> _JOB_:
From the first line of the data below through the line bearing "const tabs = ['全局', '接口', '成员', '策略', '规则', '通知'];", reproduce each line exactly; do not include pictures.

> _RAW DATA_:
=-=-=
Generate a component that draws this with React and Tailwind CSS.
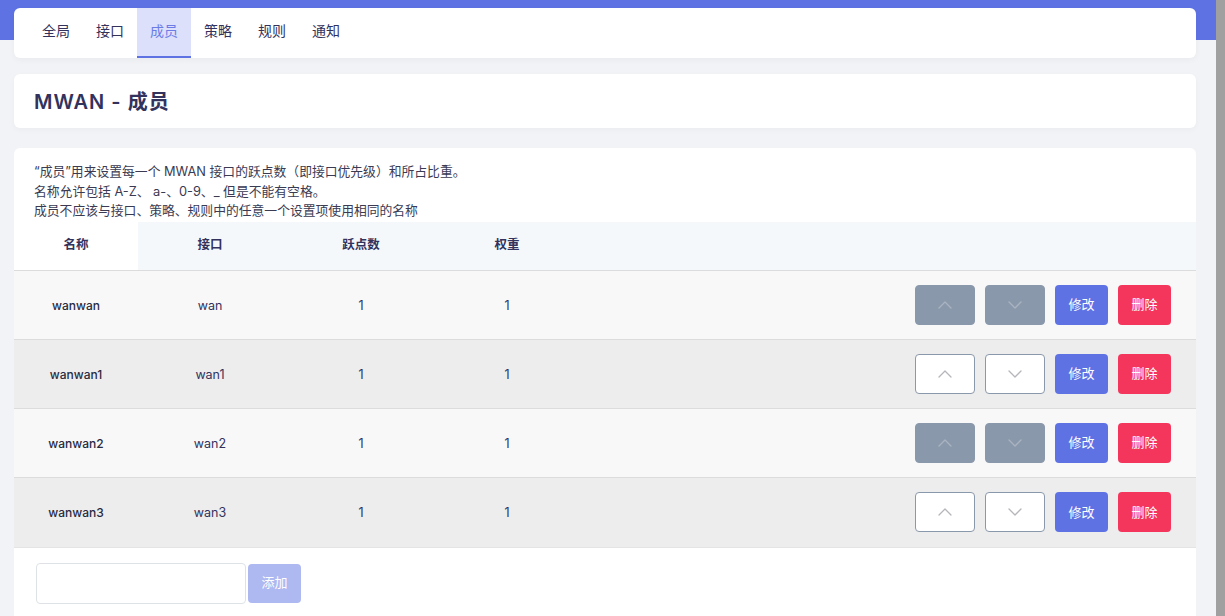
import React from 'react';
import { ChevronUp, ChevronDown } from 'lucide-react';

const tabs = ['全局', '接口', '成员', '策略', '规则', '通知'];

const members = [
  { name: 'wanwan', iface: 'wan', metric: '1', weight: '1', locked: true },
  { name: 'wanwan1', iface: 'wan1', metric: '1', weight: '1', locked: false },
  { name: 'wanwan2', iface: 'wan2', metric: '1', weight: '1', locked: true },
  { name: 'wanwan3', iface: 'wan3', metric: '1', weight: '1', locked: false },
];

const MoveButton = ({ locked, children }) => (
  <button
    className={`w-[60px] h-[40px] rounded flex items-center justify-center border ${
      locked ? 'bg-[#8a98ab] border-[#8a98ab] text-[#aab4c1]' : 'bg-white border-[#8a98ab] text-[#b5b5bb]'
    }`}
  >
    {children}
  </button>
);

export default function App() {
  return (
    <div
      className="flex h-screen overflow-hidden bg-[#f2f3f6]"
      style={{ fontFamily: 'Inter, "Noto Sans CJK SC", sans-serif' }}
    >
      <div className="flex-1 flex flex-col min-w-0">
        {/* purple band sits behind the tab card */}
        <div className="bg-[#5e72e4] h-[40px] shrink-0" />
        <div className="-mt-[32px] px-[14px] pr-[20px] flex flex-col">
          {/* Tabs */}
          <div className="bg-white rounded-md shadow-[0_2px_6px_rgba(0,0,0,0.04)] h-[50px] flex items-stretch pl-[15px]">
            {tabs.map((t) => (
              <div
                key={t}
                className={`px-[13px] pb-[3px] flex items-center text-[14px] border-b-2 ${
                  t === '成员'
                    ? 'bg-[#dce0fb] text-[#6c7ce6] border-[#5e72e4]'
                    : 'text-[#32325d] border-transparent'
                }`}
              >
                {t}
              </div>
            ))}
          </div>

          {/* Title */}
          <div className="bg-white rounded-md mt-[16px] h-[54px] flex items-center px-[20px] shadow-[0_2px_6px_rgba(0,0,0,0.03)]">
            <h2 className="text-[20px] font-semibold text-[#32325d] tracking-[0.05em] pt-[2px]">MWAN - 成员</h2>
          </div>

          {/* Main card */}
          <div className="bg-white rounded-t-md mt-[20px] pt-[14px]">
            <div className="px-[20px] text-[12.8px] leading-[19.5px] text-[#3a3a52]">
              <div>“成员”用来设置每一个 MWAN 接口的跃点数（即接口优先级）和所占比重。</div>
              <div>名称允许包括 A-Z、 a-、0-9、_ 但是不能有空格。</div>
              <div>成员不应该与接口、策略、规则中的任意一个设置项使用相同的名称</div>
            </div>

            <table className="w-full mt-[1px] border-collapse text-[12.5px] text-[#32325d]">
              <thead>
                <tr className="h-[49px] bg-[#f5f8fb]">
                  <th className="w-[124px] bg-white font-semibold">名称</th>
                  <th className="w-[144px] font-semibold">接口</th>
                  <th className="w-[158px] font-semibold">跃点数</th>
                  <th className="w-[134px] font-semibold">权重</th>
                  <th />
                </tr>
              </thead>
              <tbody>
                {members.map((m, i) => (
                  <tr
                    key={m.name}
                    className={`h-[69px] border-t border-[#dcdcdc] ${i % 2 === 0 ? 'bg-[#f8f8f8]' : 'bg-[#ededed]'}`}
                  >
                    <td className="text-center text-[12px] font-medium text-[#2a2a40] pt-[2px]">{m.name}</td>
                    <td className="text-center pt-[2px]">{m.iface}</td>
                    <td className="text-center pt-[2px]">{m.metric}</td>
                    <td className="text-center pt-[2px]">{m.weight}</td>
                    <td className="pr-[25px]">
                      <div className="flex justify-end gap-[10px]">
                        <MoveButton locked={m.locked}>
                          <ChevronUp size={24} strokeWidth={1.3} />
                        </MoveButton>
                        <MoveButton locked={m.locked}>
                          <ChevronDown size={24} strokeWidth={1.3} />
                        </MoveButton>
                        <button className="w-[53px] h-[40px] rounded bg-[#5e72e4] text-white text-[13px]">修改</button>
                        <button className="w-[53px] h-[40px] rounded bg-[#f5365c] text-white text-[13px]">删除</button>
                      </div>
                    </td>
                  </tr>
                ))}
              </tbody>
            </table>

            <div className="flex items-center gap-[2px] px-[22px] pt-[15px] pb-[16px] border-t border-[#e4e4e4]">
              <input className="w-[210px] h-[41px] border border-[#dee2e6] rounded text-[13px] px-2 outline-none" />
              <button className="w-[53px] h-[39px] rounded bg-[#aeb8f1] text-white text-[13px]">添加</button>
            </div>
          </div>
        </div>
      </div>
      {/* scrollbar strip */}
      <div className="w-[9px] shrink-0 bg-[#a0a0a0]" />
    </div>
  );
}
=-=-=
> _SOLUTION TO THE PROBLEM_:
Generate a component that draws this with React and Tailwind CSS.
import React from 'react';
import { ChevronUp, ChevronDown } from 'lucide-react';

const tabs = ['全局', '接口', '成员', '策略', '规则', '通知'];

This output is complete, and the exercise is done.